**GIVEN INSTRUCTION**
Using the material below, repeat exactly the lines from the one with "Recreate this image as a component" through the one with "import React from", ends included, without any images.

[Begin ENTRIES PROVIDED]

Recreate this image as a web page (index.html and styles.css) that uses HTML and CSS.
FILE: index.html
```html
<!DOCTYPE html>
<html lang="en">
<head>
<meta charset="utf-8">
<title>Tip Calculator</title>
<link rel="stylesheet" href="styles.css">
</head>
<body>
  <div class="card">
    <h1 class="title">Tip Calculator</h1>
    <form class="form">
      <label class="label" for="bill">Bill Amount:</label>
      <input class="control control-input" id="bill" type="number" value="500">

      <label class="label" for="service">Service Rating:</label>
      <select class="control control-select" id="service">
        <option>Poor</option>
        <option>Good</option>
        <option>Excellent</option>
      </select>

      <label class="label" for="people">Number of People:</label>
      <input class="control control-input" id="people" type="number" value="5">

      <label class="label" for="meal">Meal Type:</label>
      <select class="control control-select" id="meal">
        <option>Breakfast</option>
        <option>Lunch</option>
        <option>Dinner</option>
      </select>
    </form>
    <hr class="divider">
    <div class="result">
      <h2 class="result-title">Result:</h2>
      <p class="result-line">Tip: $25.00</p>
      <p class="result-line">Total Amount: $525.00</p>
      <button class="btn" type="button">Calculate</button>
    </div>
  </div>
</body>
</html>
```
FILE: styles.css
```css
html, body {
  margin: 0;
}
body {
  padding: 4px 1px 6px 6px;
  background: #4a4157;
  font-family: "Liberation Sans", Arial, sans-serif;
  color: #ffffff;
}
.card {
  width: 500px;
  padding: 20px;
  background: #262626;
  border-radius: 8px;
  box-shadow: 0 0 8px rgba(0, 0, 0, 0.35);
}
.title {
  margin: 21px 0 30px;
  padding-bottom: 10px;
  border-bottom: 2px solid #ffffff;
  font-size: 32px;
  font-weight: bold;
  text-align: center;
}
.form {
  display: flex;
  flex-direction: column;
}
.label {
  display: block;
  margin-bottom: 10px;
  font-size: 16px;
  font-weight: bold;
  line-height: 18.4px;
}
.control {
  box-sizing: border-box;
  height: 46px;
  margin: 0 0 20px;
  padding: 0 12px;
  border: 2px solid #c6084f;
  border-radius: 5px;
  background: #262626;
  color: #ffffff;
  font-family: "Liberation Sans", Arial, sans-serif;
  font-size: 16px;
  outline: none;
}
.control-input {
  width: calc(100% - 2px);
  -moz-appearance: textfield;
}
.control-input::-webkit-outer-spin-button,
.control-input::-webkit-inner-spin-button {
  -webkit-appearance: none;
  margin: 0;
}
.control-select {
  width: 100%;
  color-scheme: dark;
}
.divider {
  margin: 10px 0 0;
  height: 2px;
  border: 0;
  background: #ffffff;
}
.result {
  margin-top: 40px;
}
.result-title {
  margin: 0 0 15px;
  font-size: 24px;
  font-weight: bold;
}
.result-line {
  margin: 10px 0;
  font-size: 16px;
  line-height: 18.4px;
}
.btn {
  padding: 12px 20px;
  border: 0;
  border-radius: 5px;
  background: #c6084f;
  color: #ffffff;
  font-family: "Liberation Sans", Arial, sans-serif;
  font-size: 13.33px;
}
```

[End ENTRIES PROVIDED]
[Begin ENTRIES PROVIDED]

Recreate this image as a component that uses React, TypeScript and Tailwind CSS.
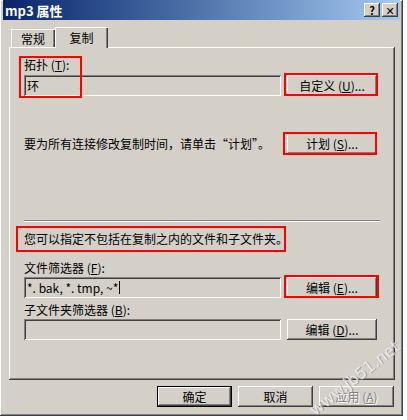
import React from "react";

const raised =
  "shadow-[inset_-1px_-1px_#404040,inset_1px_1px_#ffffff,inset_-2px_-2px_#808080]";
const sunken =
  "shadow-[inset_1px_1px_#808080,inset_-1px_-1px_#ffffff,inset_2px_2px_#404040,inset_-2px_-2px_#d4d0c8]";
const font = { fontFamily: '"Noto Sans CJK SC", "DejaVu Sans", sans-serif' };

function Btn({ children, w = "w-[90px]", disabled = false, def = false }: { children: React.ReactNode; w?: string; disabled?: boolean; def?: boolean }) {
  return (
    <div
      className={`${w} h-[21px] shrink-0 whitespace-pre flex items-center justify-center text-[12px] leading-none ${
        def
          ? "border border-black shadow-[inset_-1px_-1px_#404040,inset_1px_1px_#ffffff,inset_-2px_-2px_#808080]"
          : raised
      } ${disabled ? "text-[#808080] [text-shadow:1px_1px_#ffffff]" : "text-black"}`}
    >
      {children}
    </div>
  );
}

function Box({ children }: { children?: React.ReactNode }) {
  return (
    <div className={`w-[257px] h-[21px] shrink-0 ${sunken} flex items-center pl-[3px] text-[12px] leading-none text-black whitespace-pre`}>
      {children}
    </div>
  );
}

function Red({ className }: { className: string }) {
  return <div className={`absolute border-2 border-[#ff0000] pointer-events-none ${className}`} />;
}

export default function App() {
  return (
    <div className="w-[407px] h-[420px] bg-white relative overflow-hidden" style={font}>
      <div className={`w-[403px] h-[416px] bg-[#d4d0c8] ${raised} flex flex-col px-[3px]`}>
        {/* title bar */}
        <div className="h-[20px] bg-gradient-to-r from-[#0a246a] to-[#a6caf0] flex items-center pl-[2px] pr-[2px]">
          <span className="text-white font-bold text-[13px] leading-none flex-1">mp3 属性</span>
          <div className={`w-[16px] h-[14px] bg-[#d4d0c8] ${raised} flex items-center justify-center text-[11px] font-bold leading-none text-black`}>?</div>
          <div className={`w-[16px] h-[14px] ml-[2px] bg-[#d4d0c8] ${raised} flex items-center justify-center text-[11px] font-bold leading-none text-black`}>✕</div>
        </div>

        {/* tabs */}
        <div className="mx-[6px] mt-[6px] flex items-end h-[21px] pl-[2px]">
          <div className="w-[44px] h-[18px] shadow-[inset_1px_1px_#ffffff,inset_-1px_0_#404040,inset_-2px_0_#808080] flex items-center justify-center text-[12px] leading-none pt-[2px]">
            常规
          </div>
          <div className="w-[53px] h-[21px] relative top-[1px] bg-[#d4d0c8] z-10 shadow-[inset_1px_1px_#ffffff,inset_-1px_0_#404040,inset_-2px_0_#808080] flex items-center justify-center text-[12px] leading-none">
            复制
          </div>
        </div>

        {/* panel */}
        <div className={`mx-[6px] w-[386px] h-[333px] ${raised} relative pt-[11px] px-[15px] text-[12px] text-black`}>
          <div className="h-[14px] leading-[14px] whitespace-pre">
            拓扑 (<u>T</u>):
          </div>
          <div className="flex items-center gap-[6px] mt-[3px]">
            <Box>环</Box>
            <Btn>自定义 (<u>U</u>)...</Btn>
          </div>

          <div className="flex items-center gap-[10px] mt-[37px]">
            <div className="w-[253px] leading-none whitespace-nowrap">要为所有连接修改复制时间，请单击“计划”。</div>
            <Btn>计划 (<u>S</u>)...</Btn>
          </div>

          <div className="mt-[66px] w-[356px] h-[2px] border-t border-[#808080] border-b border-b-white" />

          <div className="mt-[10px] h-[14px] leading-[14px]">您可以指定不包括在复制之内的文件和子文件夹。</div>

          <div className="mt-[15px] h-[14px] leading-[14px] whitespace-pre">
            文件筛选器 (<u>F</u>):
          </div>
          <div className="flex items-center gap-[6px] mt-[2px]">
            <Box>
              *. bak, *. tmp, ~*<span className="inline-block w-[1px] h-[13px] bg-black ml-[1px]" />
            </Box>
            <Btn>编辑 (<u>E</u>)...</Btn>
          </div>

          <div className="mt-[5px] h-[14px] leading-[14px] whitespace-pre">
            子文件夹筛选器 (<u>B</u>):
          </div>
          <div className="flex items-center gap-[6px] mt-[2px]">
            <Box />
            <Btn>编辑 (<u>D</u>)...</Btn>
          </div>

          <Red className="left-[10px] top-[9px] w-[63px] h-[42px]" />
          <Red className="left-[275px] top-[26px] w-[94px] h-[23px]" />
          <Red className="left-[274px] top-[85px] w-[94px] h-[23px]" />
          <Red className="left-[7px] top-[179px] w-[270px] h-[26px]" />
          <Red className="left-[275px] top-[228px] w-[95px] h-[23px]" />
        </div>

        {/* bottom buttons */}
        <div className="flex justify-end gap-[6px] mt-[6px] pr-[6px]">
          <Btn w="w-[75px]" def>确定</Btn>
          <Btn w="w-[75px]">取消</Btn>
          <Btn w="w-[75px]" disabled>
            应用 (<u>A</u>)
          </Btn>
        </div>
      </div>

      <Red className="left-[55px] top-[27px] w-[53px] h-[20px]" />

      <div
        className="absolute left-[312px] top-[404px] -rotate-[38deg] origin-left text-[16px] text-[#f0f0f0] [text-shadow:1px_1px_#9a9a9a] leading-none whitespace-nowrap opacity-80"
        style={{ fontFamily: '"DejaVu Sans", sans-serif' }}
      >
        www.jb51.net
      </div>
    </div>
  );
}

[End ENTRIES PROVIDED]

**WRITTEN SOLUTION**
Recreate this image as a component that uses React, TypeScript and Tailwind CSS.
import React from "react";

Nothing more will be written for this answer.